The Collage Post Foto di Gerd Altmann da Pixabay
The Collage Post
Un argomento che mi sta a cuore e che, pertanto, non voglio tralasciare in questo blog è il bullismo nelle scuole.
Troppo spesso, quando un genitore denuncia atti di bullismo sul proprio figlio, il corpo docente si mostra sgomento. Gli insegnanti dichiarano di non saperne niente, di non essersi mai accorti di nulla e che l’allievo è ben inserito nel contesto scolastico.
La mia idea è che tali dichiarazioni non siano vere, e che anzi i docenti sappiano bene cosa succede nella classe; il problema è che non hanno voglia di intervenire, anche perché ammettere di non riuscire a gestire gli alunni che sono loro affidati equivarrebbe a una sconfitta.
A volte gli insegnanti non intervengono perché lavorano in scuole private e hanno paura che una loro azione nei confronti degli allievi che si comportano da bulli possa cagionare l’allontanamento di questi ultimi dal plesso scolastico, con conseguente danno economico per la struttura. In realtà , astenendosi dall’intervenire, minano la loro credibilità e quella della scuola.
Io non manderei mai mio figlio in un istituto nel quale i docenti si mostrassero restii a intervenire contro gli atti di bullismo o – peggio ancora – li etichettassero come “ragazzate”, perché affermazioni di questo tipo sono tipiche di coloro che hanno scarse competenze relazionali e sociali. Mi chiedo come queste persone possano tutelare i minori se loro stesse non sanno qual è il confine da non superare. Ritengo che le scuole che adottano una tale politica siano da evitare.
La legge italiana su questo punto è chiara: il dirigente scolastico e i docenti, se non intervengono, sono colpevoli tanto quanto i bulli, soprattutto considerando che rivestono un ruolo di garanti nei confronti degli studenti.
Gli allievi che non prendono posizione sono anch’essi colpevoli, perché basterebbe poco per porre fine alle vessazioni.

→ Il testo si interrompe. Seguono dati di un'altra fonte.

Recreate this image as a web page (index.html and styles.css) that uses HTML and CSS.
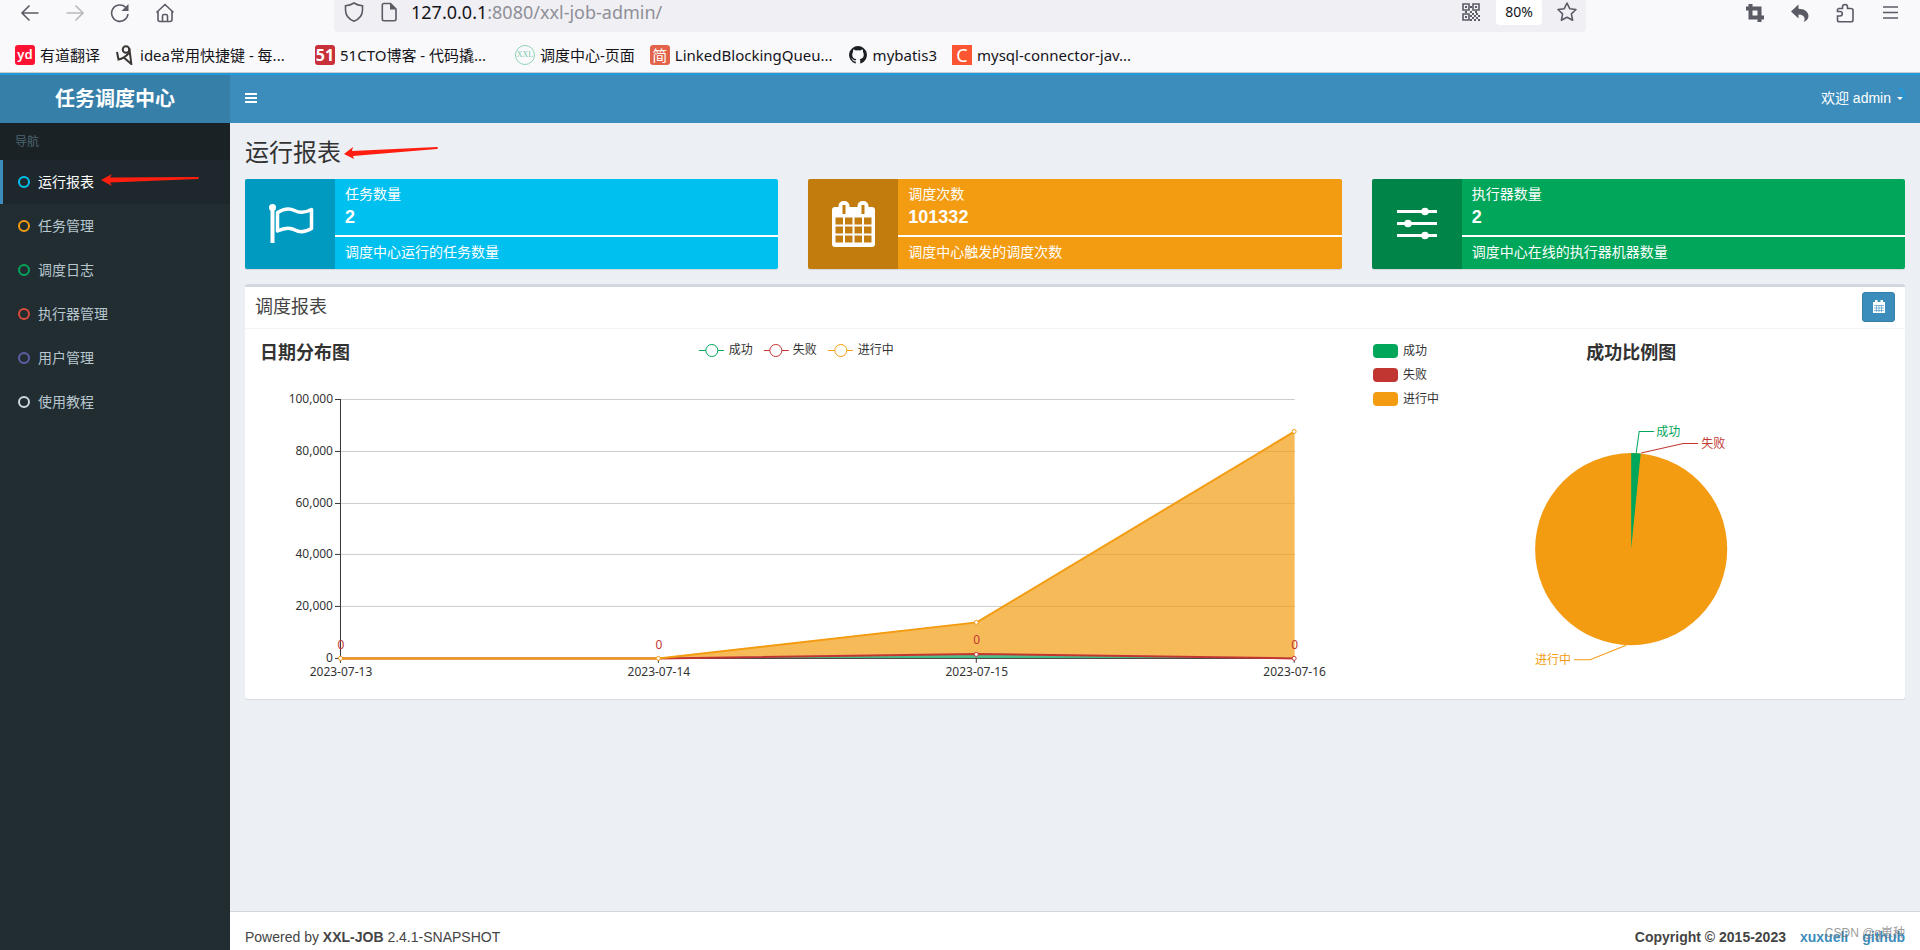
FILE: index.html
```html
<!DOCTYPE html>
<html lang="zh-CN">
<head>
<meta charset="utf-8">
<title>任务调度中心</title>
<link rel="stylesheet" href="styles.css">
</head>
<body>
<div class="browser">
  <div class="toolbar">
    <div class="tools">
      <button class="tool" aria-label="后退"><svg width="20" height="20" viewBox="0 0 20 20"><path d="M18.500 10H2M9.500 2.500L2 10l7.500 7.500"/></svg></button>
      <button class="tool disabled" aria-label="前进"><svg width="20" height="20" viewBox="0 0 20 20"><path d="M1.500 10H18M10.500 2.500L18 10l-7.500 7.500"/></svg></button>
      <button class="tool" aria-label="刷新"><svg width="20" height="20" viewBox="0 0 20 20"><path d="M18 11A8.200 8.200 0 1 1 15.500 4.200"/><path class="solid" d="M18.500 1v7h-7z"/></svg></button>
      <button class="tool" aria-label="主页"><svg width="20" height="20" viewBox="0 0 20 20"><path d="M1.500 9.500L10 1.500l8.500 8M3 8.500v8q0 2 2 2h10q2 0 2-2v-8M7.500 18v-5q0-1.500 1.500-1.500h2q1.500 0 1.500 1.500v5"/></svg></button>
    </div>
    <div class="urlbar">
      <svg class="line-icon" width="20" height="20" viewBox="0 0 20 20"><path d="M10 1C13 3 15.500 3.500 18.500 3.700V8C18.500 13 15.500 17 10 19.200C4.500 17 1.500 13 1.500 8V3.700C4.500 3.500 7 3 10 1Z"/></svg>
      <svg class="line-icon page-icon" width="20" height="20" viewBox="0 0 20 20"><path d="M5 1.500h6.500l5.500 5.500v10q0 1.700-1.700 1.700H5q-1.700 0-1.700-1.700V3.200Q3.300 1.500 5 1.500z"/><path class="solid" d="M11 1l6.500 6.500H11z"/></svg>
      <span class="url"><b>127.0.0.1</b>:8080/xxl-job-admin/</span>
      <svg class="line-icon" width="20" height="20" viewBox="0 0 20 20"><path d="M2 2h6v6H2zM12 2h6v6h-6zM2 12h6v6H2z"/><path class="solid" d="M4 4h2v2H4zM14 4h2v2h-2zM4 14h2v2H4zM9 4h2v2H9zM4 9h2v2H4zM9 9h2v2H9zM14 9h2v2h-2zM11 11h2v2h-2zM13 13h2v2h-2zM11 15h2v2h-2zM15 11h2v2h-2zM17 13h2v2h-2zM15 15h2v2h-2zM13 17h2v2h-2zM17 17h2v2h-2zM9 13h2v2H9zM9 17h2v2H9z"/></svg>
      <button class="zoom">80%</button>
      <svg class="line-icon" width="20" height="20" viewBox="0 0 20 20"><path stroke-linejoin="round" d="M10 1l2.700 5.700 6.300.800-4.600 4.300 1.200 6.400L10 15.200l-5.600 3 1.200-6.400L1 7.500l6.300-.800z"/></svg>
    </div>
    <div class="tools">
      <button class="tool" aria-label="截图"><svg width="20" height="20" viewBox="0 0 20 20"><path class="thick" d="M1 5.500h13.500V19M5.500 1v13.500H19"/></svg></button>
      <button class="tool" aria-label="撤销"><svg width="20" height="20" viewBox="0 0 20 20"><path class="solid" d="M8.500 1.500v4.200C14 5.700 18.500 8.500 18.500 13c0 3-2 5-5 6 2-2.500 2-7-5-7.500v4L1 8.500z"/></svg></button>
      <button class="tool" aria-label="扩展"><svg width="20" height="20" viewBox="0 0 20 20"><path d="M3.500 5.500h4V4a2.500 2.500 0 0 1 5 0v1.500H16q2 0 2 2v9.500q0 1.800-2 1.800H4.500q-2 0-2-1.800v-4H5a2.200 2.200 0 0 0 0-4.500H2.500V6.500z"/></svg></button>
      <button class="tool" aria-label="菜单"><svg width="20" height="20" viewBox="0 0 20 20"><path d="M3 4h15M3 9.500h15M3 15h15"/></svg></button>
    </div>
  </div>
  <nav class="bookmarks">
    <a class="bookmark" href="#"><span class="fav yd">yd</span><span>有道翻译</span></a>
    <a class="bookmark" href="#"><svg width="20" height="20" viewBox="0 0 20 20"><g fill="none" stroke="#3a3633" stroke-width="2"><circle cx="11" cy="4.500" r="3.300"/><path d="M2 7l1.500 7.500Q9 13.500 14 8M14.300 3l2 16-7-6"/></g></svg><span class="long">idea常用快捷键 - 每...</span></a>
    <a class="bookmark" href="#"><span class="fav cto">51</span><span class="long">51CTO博客 - 代码撬...</span></a>
    <a class="bookmark" href="#"><span class="fav xxl">XXL</span><span>调度中心-页面</span></a>
    <a class="bookmark" href="#"><span class="fav jian">简</span><span>LinkedBlockingQueu...</span></a>
    <a class="bookmark" href="#"><svg width="20" height="20" viewBox="0 0 16 16"><path fill="#1b1f23" d="M8 .8a7.200 7.200 0 0 0-2.300 14c.4.100.5-.2.500-.4v-1.300c-2 .4-2.400-.9-2.400-.9-.3-.8-.8-1-.8-1-.7-.5 0-.5 0-.5.700.1 1.100.800 1.100.800.6 1.100 1.700.8 2.100.6.100-.5.300-.8.500-1-1.600-.2-3.300-.8-3.300-3.600 0-.8.300-1.400.7-1.900 0-.2-.3-.9.100-1.900 0 0 .6-.2 2 .7a7 7 0 0 1 3.600 0c1.400-.9 2-.7 2-.7.4 1 .1 1.700.1 1.900.5.500.7 1.100.7 1.900 0 2.800-1.700 3.400-3.300 3.600.3.200.5.700.5 1.300v2c0 .2.100.5.500.4A7.200 7.200 0 0 0 8 .8z"/></svg><span>mybatis3</span></a>
    <a class="bookmark" href="#"><span class="fav csdn">C</span><span>mysql-connector-jav...</span></a>
  </nav>
</div>

<header class="header">
  <a class="logo" href="#">任务调度中心</a>
  <div class="navbar">
    <button class="toggle" aria-label="切换导航"><svg width="12" height="11" viewBox="0 0 12 11"><path fill="#fff" d="M0 0h12v2H0zM0 4h12v2H0zM0 8h12v2H0z"/></svg></button>
    <button class="user">欢迎 admin <span class="caret"></span></button>
  </div>
  <svg class="spinner" width="14" height="14" viewBox="0 0 14 14"><path d="M8 1A6 6 0 0 1 12 10.500" fill="none" stroke="#2299dd" stroke-width="2"/></svg>
</header>

<div class="shell">
  <aside class="sidebar">
    <div class="side-head">导航</div>
    <a class="side-item active" href="#"><i class="ring aqua"></i>运行报表</a>
    <a class="side-item" href="#"><i class="ring yellow"></i>任务管理</a>
    <a class="side-item" href="#"><i class="ring green"></i>调度日志</a>
    <a class="side-item" href="#"><i class="ring red"></i>执行器管理</a>
    <a class="side-item" href="#"><i class="ring purple"></i>用户管理</a>
    <a class="side-item" href="#"><i class="ring gray"></i>使用教程</a>
    <svg class="arrow arrow-side" width="100" height="14" viewBox="0 0 100 14"><path fill="#ff1e10" d="M1 7L12 1 10 4.500 98 4Q100 5 98 6L10 9.500 12 13z"/></svg>
  </aside>
  <div class="page">
    <main class="content">
      <h1 class="title">运行报表<svg class="arrow arrow-title" width="96" height="14" viewBox="0 0 96 14"><path fill="#ff1e10" d="M1 8L10 1 9 5 94 1Q96 2 94 3L10 10 11 13z"/></svg></h1>
      <div class="stats">
        <section class="stat aqua-bg">
          <div class="stat-icon"><svg width="90" height="90" viewBox="0 0 90 90"><circle cx="27.500" cy="28.500" r="3.500" fill="#fff"/><path d="M27.500 29v35" stroke="#fff" stroke-width="4"/><path d="M32.500 33.500Q42 27.500 49.500 31.500T66.500 30.500V49.500Q57 55 50 51T32.500 52Z" fill="none" stroke="#fff" stroke-width="3.500" stroke-linejoin="round"/></svg></div>
          <div class="stat-body"><div>任务数量</div><strong>2</strong><div class="rule"></div><div>调度中心运行的任务数量</div></div>
        </section>
        <section class="stat yellow-bg">
          <div class="stat-icon"><svg width="90" height="90" viewBox="0 0 90 90"><rect x="24" y="28" width="43" height="40" rx="3" fill="#fff"/><rect x="30.500" y="22" width="11" height="14" rx="5" fill="#fff"/><rect x="49.500" y="22" width="11" height="14" rx="5" fill="#fff"/><path fill="#c27d0e" d="M34.500 26h3v9h-3zM53.500 26h3v9h-3zM27.500 38.500H35v7h-7.500zM37 38.500h7.500v7H37zM46.500 38.500H54v7h-7.500zM56 38.500h7.500v7H56zM27.500 47.500H35v7h-7.500zM37 47.500h7.500v7H37zM46.500 47.500H54v7h-7.500zM56 47.500h7.500v7H56zM27.500 56.500H35v7h-7.500zM37 56.500h7.500v7H37zM46.500 56.500H54v7h-7.500zM56 56.500h7.500v7H56z"/></svg></div>
          <div class="stat-body"><div>调度次数</div><strong>101332</strong><div class="rule"></div><div>调度中心触发的调度次数</div></div>
        </section>
        <section class="stat green-bg">
          <div class="stat-icon"><svg width="90" height="90" viewBox="0 0 90 90"><path d="M25 32.500h40M25 44.500h40M25 56.500h40" stroke="#fff" stroke-width="3"/><g fill="#fff"><circle cx="53" cy="32.500" r="3.800"/><circle cx="36" cy="44.500" r="3.800"/><circle cx="53" cy="56.500" r="3.800"/></g></svg></div>
          <div class="stat-body"><div>执行器数量</div><strong>2</strong><div class="rule"></div><div>调度中心在线的执行器机器数量</div></div>
        </section>
      </div>

      <section class="box">
        <div class="box-head">
          <h2>调度报表</h2>
          <button class="date-btn" aria-label="选择日期"><svg width="12" height="13" viewBox="0 0 12 13"><path fill="#fff" d="M0 2h2V0h2.500v2h3V0H10v2h2v11H0z"/><path stroke="#3c8dbc" d="M1 5.500h10M1 8h10M1 10.500h10M3.500 5v7M6 5v7M8.500 5v7" stroke-width=".6"/></svg></button>
        </div>
        <div class="charts">
          <svg class="chart" viewBox="0 0 1107 370" role="img" aria-label="日期分布图">
            <text class="chart-title" x="15" y="30">日期分布图</text>
            <g class="legend">
              <g stroke="#00a65a"><path d="M454 21.500h25"/><circle cx="467" cy="21.500" r="6"/></g><text x="484" y="25">成功</text>
              <g stroke="#c23632"><path d="M519 21.500h25"/><circle cx="531" cy="21.500" r="6"/></g><text x="548" y="25">失败</text>
              <g stroke="#f39c12"><path d="M583 21.500h25"/><circle cx="596" cy="21.500" r="6"/></g><text x="613" y="25">进行中</text>
            </g>
            <path class="grid" d="M95 70.500h955M95 122.500h955M95 174.500h955M95 225.500h955M95 277.500h955"/>
            <path class="axis" d="M95.500 70v264M90 70.500h5M90 122.500h5M90 174.500h5M90 225.500h5M90 277.500h5M90 329.500h960M413.500 329v5M731.500 329v5M1049.500 329v5"/>
            <g class="label" text-anchor="end"><text x="88" y="74">100,000</text><text x="88" y="126">80,000</text><text x="88" y="178">60,000</text><text x="88" y="229">40,000</text><text x="88" y="281">20,000</text><text x="88" y="333">0</text></g>
            <g class="label" text-anchor="middle"><text x="96" y="347">2023-07-13</text><text x="414" y="347">2023-07-14</text><text x="732" y="347">2023-07-15</text><text x="1050" y="347">2023-07-16</text></g>
            <path fill="#00a65a" opacity=".7" d="M413 329L732 325 1050 329z"/>
            <path fill="#f39c12" opacity=".7" d="M413 329L732 293 1050 103V329L732 325z"/>
            <g fill="none" stroke-width="2"><path stroke="#c23632" d="M95.500 329.500h318L732 325l318 4.500"/><path stroke="#f39c12" d="M95.500 329.500h318L732 293.500l318-191"/></g>
            <g fill="#fff" stroke="#f39c12"><circle cx="95.500" cy="329.500" r="2"/><circle cx="413.500" cy="329.500" r="2"/><circle cx="731.500" cy="293.500" r="2"/><circle cx="1049.500" cy="102.500" r="2"/></g>
            <g fill="#fff" stroke="#c23632"><circle cx="731.500" cy="325.500" r="2"/><circle cx="1049.500" cy="329.500" r="2"/></g>
            <g class="label failed" text-anchor="middle"><text x="96" y="320">0</text><text x="414" y="320">0</text><text x="732" y="315">0</text><text x="1050" y="320">0</text></g>
          </svg>
          <svg class="chart" viewBox="0 0 553 370" role="img" aria-label="成功比例图">
            <g><rect x="21" y="15" width="25" height="14" rx="4" fill="#00a65a"/><rect x="21" y="39" width="25" height="14" rx="4" fill="#c23632"/><rect x="21" y="63" width="25" height="14" rx="4" fill="#f39c12"/></g>
            <g class="label"><text x="51" y="26">成功</text><text x="51" y="50">失败</text><text x="51" y="74">进行中</text></g>
            <text class="chart-title" x="279" y="30" text-anchor="middle">成功比例图</text>
            <circle cx="279" cy="220" r="96" fill="#f39c12"/>
            <path fill="#00a65a" d="M279 220V124a96 96 0 0 1 9.500.500z"/>
            <g fill="none"><path stroke="#00a65a" d="M284 124l3-21.500h15"/><path stroke="#c23632" d="M289 124l42-9.500h15"/><path stroke="#f39c12" d="M274 316l-36 14.500h-16"/></g>
            <g class="slice-label"><text x="304" y="107" fill="#00a65a">成功</text><text x="349" y="119" fill="#c23632">失败</text><text x="219" y="335" fill="#f39c12" text-anchor="end">进行中</text></g>
          </svg>
        </div>
      </section>
    </main>
    <footer class="footer">
      <div>Powered by <b>XXL-JOB</b> 2.4.1-SNAPSHOT</div>
      <div class="copyright"><span>Copyright © 2015-2023</span><a href="#">xuxueli</a><a href="#">github</a></div>
      <span class="watermark">CSDN @g崽种</span>
    </footer>
  </div>
</div>
</body>
</html>
```
FILE: styles.css
```css
* { box-sizing: border-box; }
body {
  margin: 0;
  min-height: 100vh;
  display: flex;
  flex-direction: column;
  font: 14px/20px "Liberation Sans", "Noto Sans CJK SC", sans-serif;
  color: #333;
  background: #ecf0f5;
}
button { border: 0; padding: 0; margin: 0; background: none; font: inherit; color: inherit; cursor: pointer; }
a { text-decoration: none; color: inherit; }

/* browser chrome */
.browser {
  background: #f9f9fb;
  border-bottom: 1px solid #ccc;
  font-family: "Noto Sans", "Noto Sans CJK SC", sans-serif;
  color: #15141a;
}
.toolbar { display: flex; height: 32px; padding: 0 8px 0 7px; }
.tools { display: flex; padding-bottom: 7px; }
.tool { width: 45px; display: flex; align-items: center; justify-content: center; }
.tool svg, .line-icon { fill: none; stroke: #5b5b66; stroke-width: 1.6px; flex: none; }
.tool .thick { stroke-width: 4px; }
.solid { fill: #5b5b66; stroke: none; }
.disabled { opacity: .4; }
.urlbar {
  flex: 1;
  margin: 0 146px 0 147px;
  padding: 0 9px 8px 10px;
  display: flex;
  align-items: center;
  background: #f0f0f4;
  border-radius: 0 0 4px 4px;
}
.page-icon { margin: 0 12px 0 15px; }
.url { flex: 1; font-size: 18px; color: #8f8f98; }
.url b { font-weight: 400; color: #15141a; }
.zoom { width: 46px; height: 26px; margin: 0 15px; background: #fff; border-radius: 4px; font-size: 14px; }
.bookmarks { display: flex; gap: 15px; height: 40px; padding: 5px 15px 0; font-size: 15px; white-space: nowrap; }
.bookmark { display: flex; align-items: center; gap: 5px; }
.long { width: 160px; }
.fav { width: 20px; height: 20px; border-radius: 3px; color: #fff; text-align: center; font-size: 13px; line-height: 20px; }
.yd { background: #fc1333; font-weight: 600; line-height: 18px; }
.cto { background: #c8303a; font-weight: 700; font-size: 16px; }
.xxl { border: 1px solid #8fd3b6; border-radius: 50%; color: #7cc9aa; font: 8px/18px "Liberation Serif", serif; }
.jian { background: #e2624a; font-size: 15px; }
.csdn { background: #fc5531; border-radius: 0; font-size: 18px; }

/* header */
.header { position: relative; display: flex; height: 50px; background: #3c8dbc; color: #fff; border-top: 2px solid #2299dd; }
.logo { width: 230px; background: #367fa9; text-align: center; font-size: 20px; font-weight: 700; line-height: 48px; }
.navbar { flex: 1; display: flex; justify-content: space-between; align-items: center; padding: 0 17px 2px 15px; }
.toggle { display: flex; }
.user { display: flex; align-items: center; gap: 6px; }
.caret { border: 3px solid transparent; border-top-color: #fff; border-bottom: 0; }
.spinner { position: absolute; right: 15px; top: 13px; }

/* frame */
.shell { flex: 1; display: flex; }
.sidebar { position: relative; width: 230px; background: #222d32; color: #b8c7ce; }
.side-head { height: 37px; padding: 0 15px; background: #1a2226; color: #4b646f; font-size: 12px; line-height: 38px; }
.side-item { display: flex; align-items: center; gap: 8px; height: 44px; padding-left: 15px; border-left: 3px solid transparent; }
.active { background: #1e282c; border-left-color: #3c8dbc; color: #fff; }
.ring { width: 12px; height: 12px; border: 2px solid; border-radius: 50%; }
.aqua { color: #00c0ef; }
.yellow { color: #f39c12; }
.green { color: #00a65a; }
.red { color: #dd4b39; }
.purple { color: #605ca8; }
.gray { color: #d2d6de; }
.arrow { position: absolute; }
.arrow-side { left: 100px; top: 50px; }
.arrow-title { left: 102%; top: 6px; }
.page { flex: 1; display: flex; flex-direction: column; min-width: 0; }
.content { flex: 1; padding: 17px 15px 15px; }
.title { position: relative; width: max-content; margin: 0 0 13px; font-size: 24px; line-height: 26px; font-weight: 400; }

/* info boxes */
.stats { display: grid; grid-template-columns: repeat(3, 1fr); gap: 30px; margin-bottom: 15px; }
.stat { display: flex; color: #fff; border-radius: 2px; box-shadow: 0 1px 1px rgba(0, 0, 0, .1); overflow: hidden; }
.stat-icon { width: 90px; height: 90px; background: rgba(0, 0, 0, .2); }
.stat-body { flex: 1; padding: 5px 10px; }
.stat strong { display: block; font-size: 18px; line-height: 26px; }
.rule { height: 2px; margin: 5px -10px; background: #fff; }
.aqua-bg { background: #00c0ef; }
.yellow-bg { background: #f39c12; }
.green-bg { background: #00a65a; }

/* report box */
.box { background: #fff; border-top: 3px solid #d2d6de; border-radius: 3px; box-shadow: 0 1px 1px rgba(0, 0, 0, .1); }
.box-head { display: flex; justify-content: space-between; align-items: center; height: 42px; padding: 0 10px 2px; border-bottom: 1px solid #f4f4f4; }
.box-head h2 { margin: 0; font-size: 18px; font-weight: 400; color: #444; }
.date-btn { display: flex; align-items: center; justify-content: center; width: 33px; height: 30px; background: #3c8dbc; border: 1px solid #367fa9; border-radius: 3px; }
.charts { display: grid; grid-template-columns: 2fr 1fr; }
.chart { display: block; width: 100%; font-family: "Noto Sans", "Noto Sans CJK SC", sans-serif; font-size: 12px; fill: #333; }
.chart-title { font-size: 18px; font-weight: 700; }
.legend path { fill: none; }
.legend circle { fill: #fff; }
.grid { stroke: #ccc; }
.axis { stroke: #333; fill: none; }
.failed { fill: #c23632; }

/* footer */
.footer { position: relative; display: flex; justify-content: space-between; padding: 15px 15px 3px; background: #fff; border-top: 1px solid #d2d6de; color: #444; }
.copyright { display: flex; gap: 14px; font-weight: 700; }
.copyright a { color: #3c8dbc; }
.watermark { position: absolute; right: 15px; top: 11px; font-size: 12px; color: rgba(110, 110, 110, .7); }
```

A me è capitato che alcune compagne di corso cominciassero a fare insinuazioni sulla moralità di un’altra mia compagna, sostenendo che aveva una relazione con un docente, e schernendola per questo. Intervenni dicendo che ero contenta di non aver mai dato loro confidenza perché non erano affatto delle belle persone, visto che calunniavano ingiustamente una di noi rovinandole la reputazione. Infine aggiunsi che, se pure fosse stato vero ciò che sostenevano, comunque non era cosa che le riguardava, considerato che gli interessati erano persone maggiorenni e libere di decidere della propria vita, e che la loro relazione non avrebbe influito sugli esiti del corso, non essendo prevista una valutazione finale.
Vi posso assicurare che le compagne smisero subito di pettegolare e accusarono il colpo.
Alcuni studenti pensano che, in quanto minori, non siano imputabili.
Ma anche su questo la legge italiana è chiara: a partire dai 14 anni le persone sono responsabili davanti alla legge delle loro azioni, e possono subire un processo penale; nel caso dei reati di bullismo, una eventuale condanna comporta costi non indifferenti se si considera che bisogna risarcire gli insegnanti e la vittima, oltre a pagare le spese processuali. Insomma, fare i bulli mi sembra che si possa definire un comportamento dispendioso.
Alle vittime di bullismo posso soltanto dire che gli anni scolastici sembrano non finire mai ma invece finiscono e che, contrariamente ai loro aguzzini, loro diventeranno probabilmente delle persone realizzate e felici. I bulli, invece, divengono spesso adulti infelici, perché i loro comportamenti sono distruttivi e fanno terra bruciata intorno a chi li mette in atto.
L’articolo di Alessia Coniglio sul bullismo nelle scuole è una presa di posizione ferma e chiara, e rappresenta un’indicazione etica per gli indecisi e i pavidi che stentano a prendere posizione.
A volte, per riuscire a prendere posizione, basta guardare con lucidità le cose nella giusta prospettiva, e così diventa più semplice trovare quei famosi 20 secondi di coraggio per denunciare.